Being able to identify and manage our emotions makes it easier to motivate ourselves to finish tasks and achieve goals. We also need to be able to delay gratification and overcome our impulses to be more productive and effective. 

Controlling Your Impulses

Goleman says this is the most fundamental psychological skill. Because emotions are impulses, being in control of your emotions is resisting the urge to fulfill impulses that are harmful or counterproductive.

The ability to delay gratification in pursuit of a goal is necessary to achieve almost anything. Very little of what we do on a moment-to-moment basis is gratifying–most of us have obligations we have to meet, big-picture goals we’re working towards, or personal improvements we’re looking to make. All of these require us to delay immediate gratification in favor of doing something that will be beneficial down the line. 

  • Think of eating a sweet versus working out. One will give us immediate gratification; the other takes time and energy but will ultimately be better for us.

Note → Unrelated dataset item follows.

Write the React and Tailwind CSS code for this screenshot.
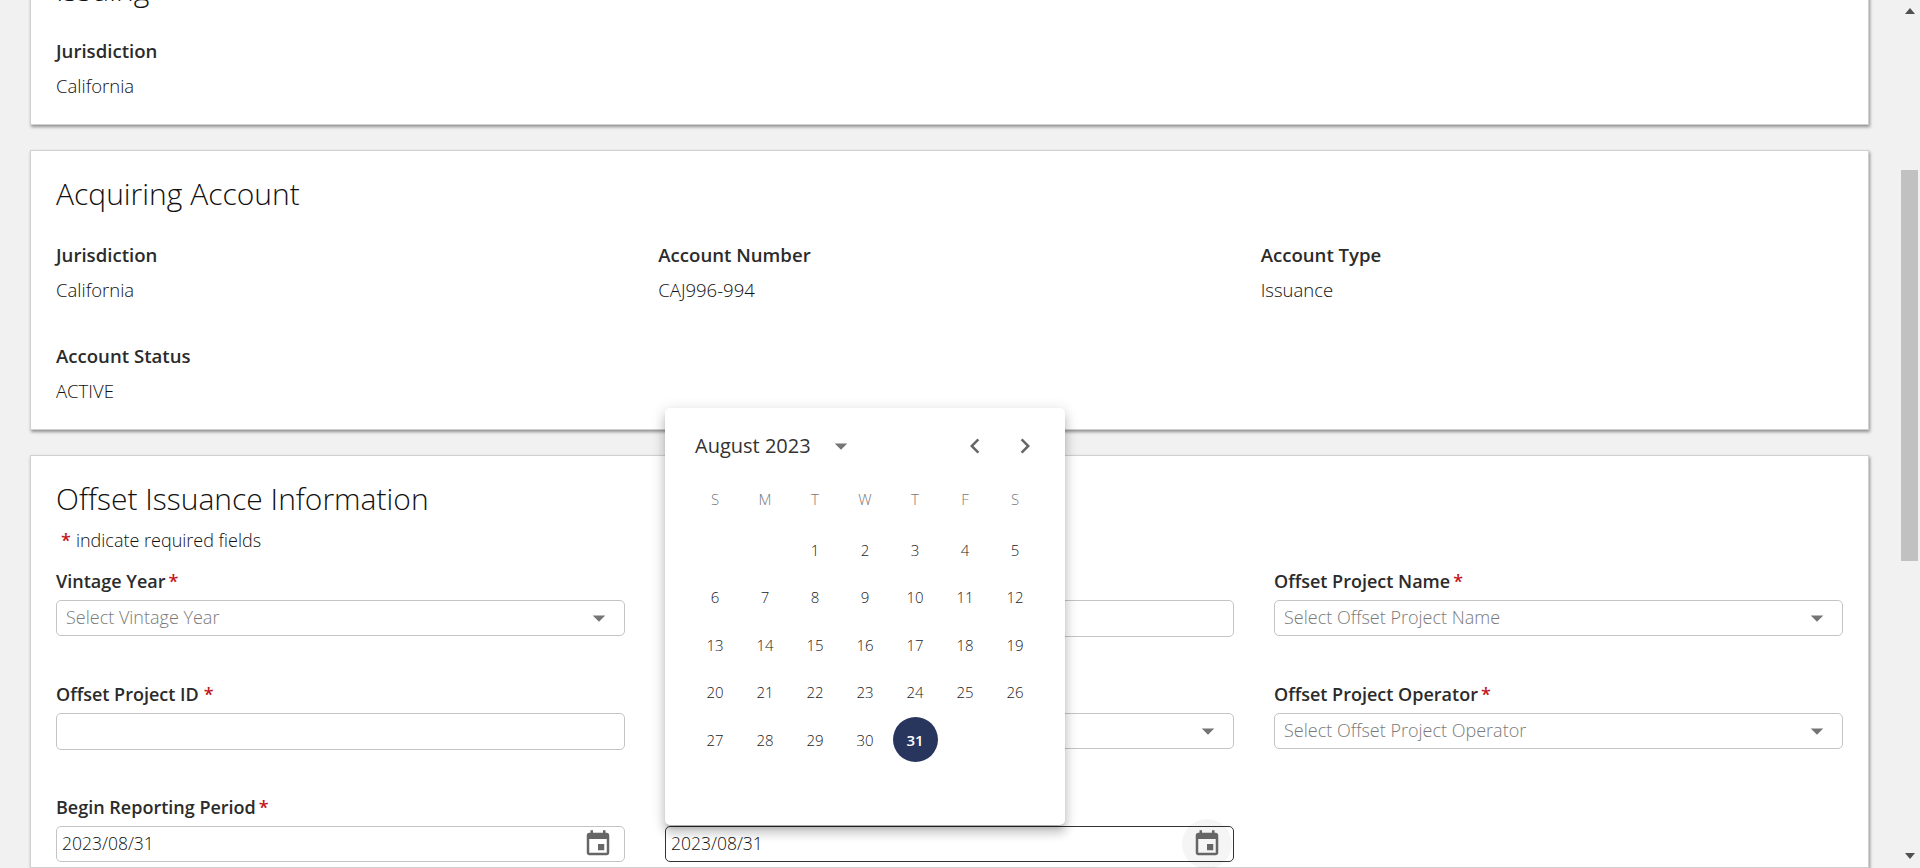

The Marshmallow Experiment and Motivation

There was a famous experiment done in the 1960s with children. They were left in a room with one marshmallow. They were told that if they didn’t eat the marshmallow before the researcher came back, they could have 2 marshmallows. Or they could choose to eat the single marshmallow right away. 

The study followed the children into their adolescence, and the kids who had delayed gratification and resisted their impulses to eat the first marshmallow were:

  • Effective, assertive, confident, and self-reliant.
  • Socially competent, trustworthy, and dependable.
  • Cool under pressure, embracing of challenges, and still capable of delaying immediate gratification in pursuit of a goal.
  • More successful academically, with higher SAT scores.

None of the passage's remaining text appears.